_What needs to be done_.
Restate, exactly and without pictures, the lines from the start of the listing below through the line holding "export default App".

_Supplied material_.
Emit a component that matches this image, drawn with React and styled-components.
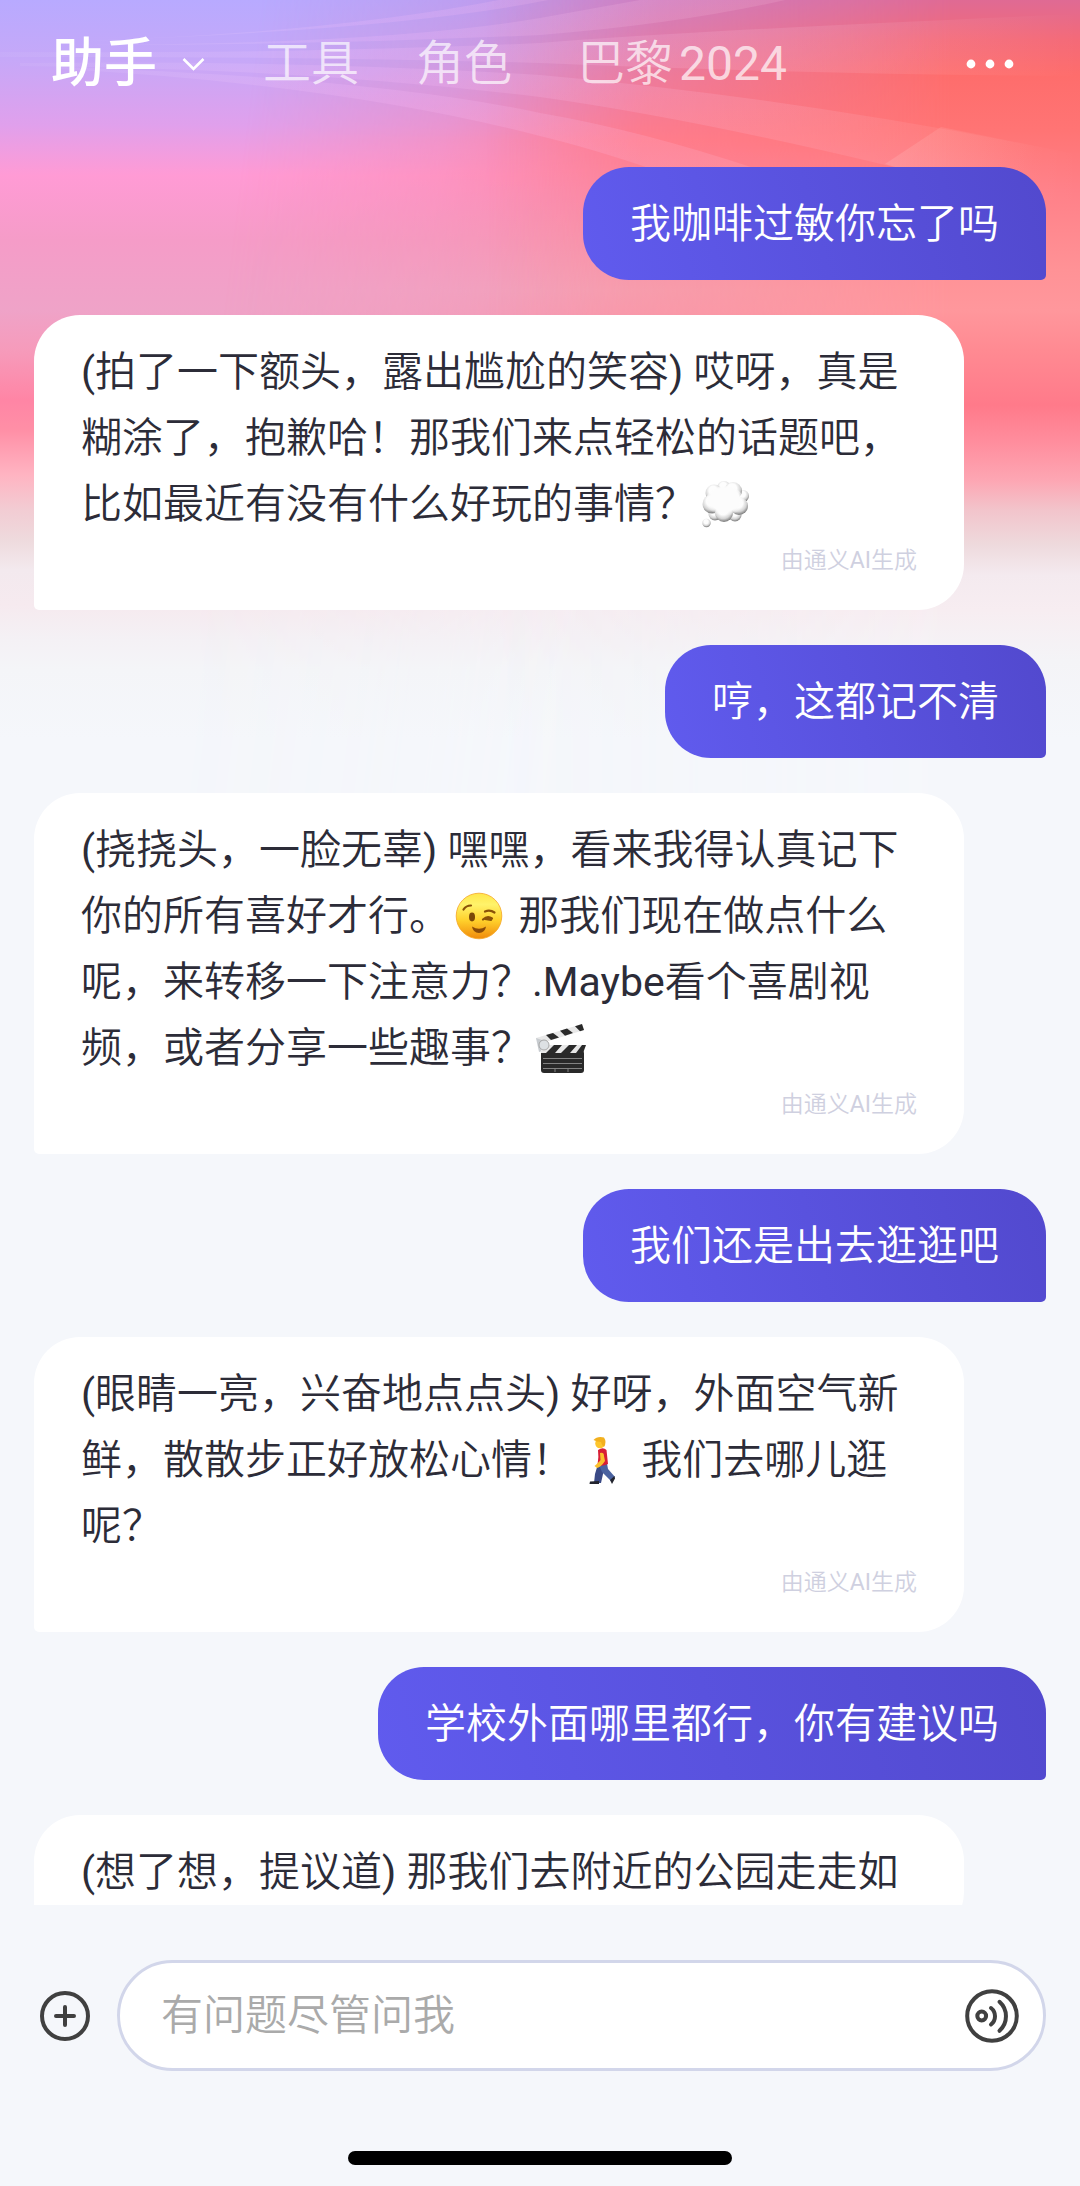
import React, { useState } from 'react'
import styled, { createGlobalStyle } from 'styled-components'


const tabs = [
    { name: '工具' },
    { name: '角色' },
    { name: '巴黎', year: '2024' },
]

const messages = [
    { from: 'user', text: ['我咖啡过敏你忘了吗'] },
    { from: 'bot', text: ['(拍了一下额头，露出尴尬的笑容) 哎呀，真是糊涂了，抱歉哈！那我们来点轻松的话题吧，比如最近有没有什么好玩的事情？', <Thought key="e" />] },
    { from: 'user', text: ['哼，这都记不清'] },
    { from: 'bot', text: ['(挠挠头，一脸无辜) 嘿嘿，看来我得认真记下你的所有喜好才行。', <Wink key="e1" />, ' 那我们现在做点什么呢，来转移一下注意力？.Maybe看个喜剧视频，或者分享一些趣事？', <Clapper key="e2" />] },
    { from: 'user', text: ['我们还是出去逛逛吧'] },
    { from: 'bot', text: ['(眼睛一亮，兴奋地点点头) 好呀，外面空气新鲜，散散步正好放松心情！', <Walker key="e" />, ' 我们去哪儿逛呢？'] },
    { from: 'user', text: ['学校外面哪里都行，你有建议吗'] },
    { from: 'bot', text: ['(想了想，提议道) 那我们去附近的公园走走如'], typing: true },
]


function App() {
    return (
        <Screen lang="zh-CN">
            <GlobalStyle />
            <Backdrop />
            <Header />
            <Chat>
                {messages.map((message, i) => (
                    message.from === 'user'
                        ? <UserBubble key={i}>{message.text}</UserBubble>
                        : (
                            <BotBubble key={i}>
                                <p>{message.text}</p>
                                {!message.typing && <Source>由通义AI生成</Source>}
                            </BotBubble>
                        )
                ))}
            </Chat>
            <Composer />
            <HomeIndicator />
        </Screen>
    )
}

export default App


function Header() {
    return (
        <TopBar>
            <TitleButton type="button">
                助手
                <svg width="23" height="15" viewBox="0 0 23 15" fill="none" stroke="#fff" strokeWidth="2.6" aria-hidden="true">
                    <path d="M1.5 2 11.5 12 21.5 2" />
                </svg>
            </TitleButton>
            <Tabs>
                {tabs.map((tab) => (
                    <Tab key={tab.name} href="#" $spaced={Boolean(tab.year)}>
                        {tab.name}
                        {tab.year && <span>{tab.year}</span>}
                    </Tab>
                ))}
            </Tabs>
            <IconButton type="button" aria-label="更多">
                <svg width="48" height="12" viewBox="0 0 48 12" fill="#fff" aria-hidden="true">
                    <circle cx="5" cy="6" r="4.4" />
                    <circle cx="24" cy="6" r="4.4" />
                    <circle cx="43" cy="6" r="4.4" />
                </svg>
            </IconButton>
        </TopBar>
    )
}

function Composer() {
    const [draft, setDraft] = useState('')

    return (
        <ComposerBar>
            <IconButton type="button" aria-label="添加">
                <svg width="50" height="50" viewBox="0 0 50 50" fill="none" stroke="#404040" strokeWidth="4" strokeLinecap="round" aria-hidden="true">
                    <circle cx="25" cy="25" r="23" />
                    <path d="M25 16v18M16 25h18" />
                </svg>
            </IconButton>
            <Field>
                <input
                    type="text"
                    aria-label="消息"
                    placeholder="有问题尽管问我"
                    value={draft}
                    onChange={(e) => setDraft(e.target.value)}
                />
                <IconButton type="button" aria-label="语音">
                    <svg width="54" height="54" viewBox="0 0 54 54" fill="none" stroke="#404040" strokeWidth="4" strokeLinecap="round" aria-hidden="true">
                        <circle cx="27" cy="27" r="24.8" />
                        <circle cx="16.7" cy="27" r="4.4" />
                        <path d="M26 19a10.5 10.5 0 0 1 0 16.5" />
                        <path d="M34.5 12.8a19.5 19.5 0 0 1 0 29" />
                    </svg>
                </IconButton>
            </Field>
        </ComposerBar>
    )
}

function Backdrop() {
    return (
        <BackdropArea aria-hidden="true">
            <Wash $side="left" />
            <Wash $side="center" />
            <Wash $side="right" />
            <svg viewBox="0 0 1080 200" preserveAspectRatio="none">
                <defs>
                    <linearGradient id="ray" x1="0" x2="1080" y1="0" y2="0" gradientUnits="userSpaceOnUse">
                        <stop offset="0" stopColor="#fff" stopOpacity="0.04" />
                        <stop offset="0.35" stopColor="#ffc0ff" stopOpacity="0.18" />
                        <stop offset="0.7" stopColor="#ffc8e0" stopOpacity="0.16" />
                        <stop offset="1" stopColor="#fff" stopOpacity="0" />
                    </linearGradient>
                    <linearGradient id="facet" x1="900" x2="1060" y1="0" y2="30" gradientUnits="userSpaceOnUse">
                        <stop offset="0" stopColor="#ffd0d0" stopOpacity="0.22" />
                        <stop offset="1" stopColor="#ffd0d0" stopOpacity="0" />
                    </linearGradient>
                </defs>
                <g fill="url(#ray)">
                    <path d="M80 41Q330 33 499 0H548Q400 30 80 41Z" />
                    <path d="M60 45Q380 45 540 18L640 0H785Q680 24 540 35Q300 46 60 45Z" />
                    <path d="M0 52Q300 54 540 43Q700 30 1080 14V76Q800 74 540 63Q300 56 0 57Z" />
                    <path d="M20 63Q300 60 540 75Q800 98 1080 155V215Q760 128 540 97Q300 68 20 66Z" />
                    <path d="M60 67Q380 78 540 113Q640 130 760 170H655Q590 148 540 136Q340 84 60 69Z" />
                </g>
                <path d="M941 127 1080 155V200H1010L885 164Z" fill="url(#facet)" />
            </svg>
        </BackdropArea>
    )
}

function Thought() {
    return (
        <Emoji viewBox="0 0 58 48" role="img" aria-label="💭">
            <defs>
                <radialGradient id="puff" cx="0.45" cy="0.35" r="0.62">
                    <stop offset="0.4" stopColor="#fdfdfd" />
                    <stop offset="0.75" stopColor="#d4d4d4" />
                    <stop offset="1" stopColor="#868686" />
                </radialGradient>
                <radialGradient id="core" cx="0.5" cy="0.45" r="0.55">
                    <stop offset="0.7" stopColor="#fcfcfc" />
                    <stop offset="1" stopColor="#fcfcfc" stopOpacity="0" />
                </radialGradient>
            </defs>
            <g fill="url(#puff)">
                <circle cx="19" cy="34" r="6.5" />
                <circle cx="39" cy="35" r="6.5" />
                <circle cx="47" cy="16" r="6" />
                <circle cx="28" cy="8" r="7" />
                <circle cx="18" cy="13" r="8.5" />
                <circle cx="37" cy="11" r="9" />
                <circle cx="16" cy="24" r="9.5" />
                <circle cx="43" cy="26" r="9" />
                <circle cx="28" cy="33" r="9" />
                <circle cx="10.5" cy="43" r="4.2" />
            </g>
            <ellipse cx="29" cy="21" rx="19" ry="15" fill="url(#core)" />
        </Emoji>
    )
}

function Wink() {
    return (
        <Emoji viewBox="0 0 58 48" role="img" aria-label="😉">
            <defs>
                <linearGradient id="skin" x1="0" x2="0" y1="0" y2="1">
                    <stop offset="0" stopColor="#ffe64a" />
                    <stop offset="0.25" stopColor="#fff36b" />
                    <stop offset="0.6" stopColor="#ffd02b" />
                    <stop offset="1" stopColor="#f08a0c" />
                </linearGradient>
            </defs>
            <circle cx="29" cy="24" r="22.8" fill="url(#skin)" stroke="#f5a623" strokeWidth="0.8" />
            <ellipse cx="22" cy="25" rx="3" ry="4.4" fill="#7a4708" />
            <g fill="none" stroke="#8a5208" strokeLinecap="round" strokeWidth="2.2">
                <path d="M13.5 17.5Q16 13.5 21 13.5" />
                <path d="M35 19.5Q40 17.5 44.5 20.5" />
                <path d="M33 27.5Q37.5 23.5 42 26.5M35 26.8 41 27.8" />
            </g>
            <path d="M22 34.5Q29 39 36 34.5Q35 41 29 41Q23 41 22 34.5Z" fill="#8a4b08" />
        </Emoji>
    )
}

function Clapper() {
    return (
        <Emoji viewBox="0 0 58 48" role="img" aria-label="🎬">
            <path d="M4 14 50 0 52 6 7 20Z" fill="#e8e8e8" />
            <g fill="#2a2a2a">
                <path d="M14 11 21 9 27 13.5 19 16Z" />
                <path d="M28 6.7 35 4.5 41 9 33 11.7Z" />
                <path d="M43 2.2 50 0 52 6 48 7.3Z" />
            </g>
            <path d="M4 14 13 17 17 25 7 28Z" fill="#c8ccd0" />
            <rect x="9" y="21" width="43" height="28" rx="3" fill="#292929" />
            <path d="M9 21H54L51 29H9Z" fill="#e8e8e8" />
            <g fill="#2a2a2a">
                <path d="M22 21H30L23 29H14Z" />
                <path d="M37 21H45L38 29H29Z" />
                <path d="M50 21H54L51 29H44Z" />
            </g>
            <circle cx="12" cy="21" r="5" fill="#dde1e4" stroke="#999" strokeWidth="0.8" />
            <path d="M11 34.5H50M11 39.5H50M11 44.5H50M23 44.5V48M36 44.5V48" stroke="#8c8c8c" strokeWidth="0.9" />
        </Emoji>
    )
}

function Walker() {
    return (
        <Emoji viewBox="0 0 58 48" role="img" aria-label="🚶">
            <path d="M25 28 33 30 30 38 28 47H21L22 38Z" fill="#3a4a86" />
            <path d="M26 29 34 27.5 35 33 42 41 38 45 29 36Z" fill="#4a62a0" />
            <path d="M17 45.5 26 45V48H16.5Z" fill="#22242e" />
            <path d="M37 44 41.5 40 42 42.5 39 48Z" fill="#22242e" />
            <path d="M25 14Q30 10.5 33.5 14L35 28Q29 31 24.5 29Q26 21 25 14Z" fill="#d81f35" />
            <path d="M27 17Q31 16 31 20L32 25Q28 31 24 32L21.5 30Q26 26 27.5 24Z" fill="#fbc02d" />
            <circle cx="27" cy="7.5" r="4.8" fill="#fdc52c" />
            <path d="M20.5 4Q24 0 31 1.5Q34 6 31 11Q29 10 28 6Q24 6 20.5 4Z" fill="#f2b01e" />
        </Emoji>
    )
}


const GlobalStyle = createGlobalStyle`
    *{
        box-sizing: border-box;
    }

    body{
        margin: 0;
        background: #f5f7fb;
        font-family: Roboto, "Noto Sans CJK SC DemiLight", "Noto Sans CJK SC", sans-serif;
    }

    button, input{
        font-family: inherit;
    }

    p{
        margin: 0;
    }
`

const Screen = styled.div`
    position: relative;
    display: flex;
    flex-direction: column;
    height: 100vh;
    overflow: hidden;
`

const BackdropArea = styled.div`
    position: absolute;
    inset: 0 0 auto;
    height: 800px;
    z-index: -1;

    svg{
        position: absolute;
        width: 100%;
        height: 200px;
    }
`

const washes = {
    left: `
        background: linear-gradient(#b8aaff 0, #c6a8f8 60px, #e0a0ec 125px, #ff9bd5 175px, #f59cc8 240px, #efa3c8 310px,
            #f69bbb 350px, #ff85a5 400px, #ff8fa6 430px, #ffb4c2 475px, #f2ccd3 510px, #eedadd 540px, #f3e9ee 570px,
            #f6eaef 605px, #f4f1f5 640px, #f4f5f8 670px, #f5f7fb 740px);
    `,
    center: `
        background: linear-gradient(#c68ad8 0, #d886c4 50px, #ee80aa 100px, #ff8098 140px, #f98ba8 200px, #f3a0b6 290px,
            #ff85a0 400px, #ffb4c2 475px, #f0cdd4 510px, #f3e9ee 570px, #f5edf2 605px, #f4f1f5 640px, #f4f5f8 670px, #f5f7fb 740px);
        mask-image: linear-gradient(97deg, transparent 22%, rgba(0,0,0,.35) 39%, #000 56%);
    `,
    right: `
        background: linear-gradient(#df6a94 0, #f46a78 40px, #fe6d6c 75px, #ff7474 130px, #ff8088 190px, #ff9296 270px,
            #ff979c 310px, #ff8a92 350px, #ff7a8a 405px, #ff8c9c 440px, #fda6b3 480px, #f2c4cb 510px, #eedadd 545px,
            #f4eaef 575px, #f7edf1 610px, #f4f4f7 660px, #f5f7fb 740px);
        mask-image: linear-gradient(90deg, transparent 45%, #000 88%);
    `,
}

const Wash = styled.div`
    position: absolute;
    inset: 0;
    ${props => washes[props.$side]}
`

const TopBar = styled.header`
    display: flex;
    align-items: center;
    flex-shrink: 0;
    height: 126px;
    padding: 2px 66px 0 51px;
`

const TitleButton = styled.button`
    display: flex;
    align-items: center;
    gap: 25px;
    padding: 0;
    border: 0;
    background: none;
    color: #fff;
    font-family: Roboto, "Noto Sans CJK SC", sans-serif;
    font-size: 53px;
    line-height: 72px;
    font-weight: 500;
`

const Tabs = styled.nav`
    display: flex;
    gap: 57px;
    flex: 1;
    margin-left: 58px;
`

const Tab = styled.a`
    margin-left: ${props => props.$spaced ? '8px' : '0'};
    color: rgba(255,255,255,.7);
    font-size: 48px;
    line-height: 72px;
    text-decoration: none;
    white-space: nowrap;

    span{
        margin-left: 6px;
    }
`

const IconButton = styled.button`
    display: flex;
    flex-shrink: 0;
    padding: 0;
    border: 0;
    background: none;
    cursor: pointer;
`

const Chat = styled.main`
    display: flex;
    flex-direction: column;
    flex: 1;
    gap: 35px;
    min-height: 0;
    padding: 41px 34px 0;
    overflow-y: auto;
    scrollbar-width: none;
`

const Bubble = styled.div`
    flex-shrink: 0;
    font-size: 41px;
    line-height: 66px;
`

const UserBubble = styled(Bubble)`
    align-self: flex-end;
    padding: 24px 47px 23px;
    border-radius: 46px 46px 5px 46px;
    background: linear-gradient(75deg, #605bee, #5249ce);
    color: #fff;
`

const BotBubble = styled(Bubble)`
    width: calc(100% - 82px);
    padding: 24px 47px 33px;
    border-radius: 46px 46px 46px 5px;
    background: #fff;
    color: #2c2c38;
`

const Source = styled.div`
    margin-top: 8px;
    color: #cfd0e0;
    font-size: 23px;
    line-height: 32px;
    text-align: right;
`

const Emoji = styled.svg`
    width: 58px;
    height: 48px;
    vertical-align: -10px;
    overflow: visible;
`

const ComposerBar = styled.form`
    display: flex;
    align-items: center;
    flex-shrink: 0;
    gap: 27px;
    padding: 55px 34px 80px 40px;
`

const Field = styled.div`
    display: flex;
    align-items: center;
    flex: 1;
    height: 111px;
    padding: 0 24px 0 41px;
    border: 3px solid #d2d6ea;
    border-radius: 56px;
    background: #fff;

    input{
        flex: 1;
        min-width: 0;
        padding: 0;
        border: 0;
        outline: 0;
        background: none;
        color: #2c2c38;
        font-size: 42px;
        line-height: 60px;
    }

    input::placeholder{
        color: #aaa;
    }
`

const HomeIndicator = styled.div`
    flex-shrink: 0;
    align-self: center;
    width: 384px;
    height: 14px;
    margin-bottom: 21px;
    border-radius: 7px;
    background: #000;
`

_Finished task_.
Emit a component that matches this image, drawn with React and styled-components.
import React, { useState } from 'react'
import styled, { createGlobalStyle } from 'styled-components'


const tabs = [
    { name: '工具' },
    { name: '角色' },
    { name: '巴黎', year: '2024' },
]

const messages = [
    { from: 'user', text: ['我咖啡过敏你忘了吗'] },
    { from: 'bot', text: ['(拍了一下额头，露出尴尬的笑容) 哎呀，真是糊涂了，抱歉哈！那我们来点轻松的话题吧，比如最近有没有什么好玩的事情？', <Thought key="e" />] },
    { from: 'user', text: ['哼，这都记不清'] },
    { from: 'bot', text: ['(挠挠头，一脸无辜) 嘿嘿，看来我得认真记下你的所有喜好才行。', <Wink key="e1" />, ' 那我们现在做点什么呢，来转移一下注意力？.Maybe看个喜剧视频，或者分享一些趣事？', <Clapper key="e2" />] },
    { from: 'user', text: ['我们还是出去逛逛吧'] },
    { from: 'bot', text: ['(眼睛一亮，兴奋地点点头) 好呀，外面空气新鲜，散散步正好放松心情！', <Walker key="e" />, ' 我们去哪儿逛呢？'] },
    { from: 'user', text: ['学校外面哪里都行，你有建议吗'] },
    { from: 'bot', text: ['(想了想，提议道) 那我们去附近的公园走走如'], typing: true },
]


function App() {
    return (
        <Screen lang="zh-CN">
            <GlobalStyle />
            <Backdrop />
            <Header />
            <Chat>
                {messages.map((message, i) => (
                    message.from === 'user'
                        ? <UserBubble key={i}>{message.text}</UserBubble>
                        : (
                            <BotBubble key={i}>
                                <p>{message.text}</p>
                                {!message.typing && <Source>由通义AI生成</Source>}
                            </BotBubble>
                        )
                ))}
            </Chat>
            <Composer />
            <HomeIndicator />
        </Screen>
    )
}

export default App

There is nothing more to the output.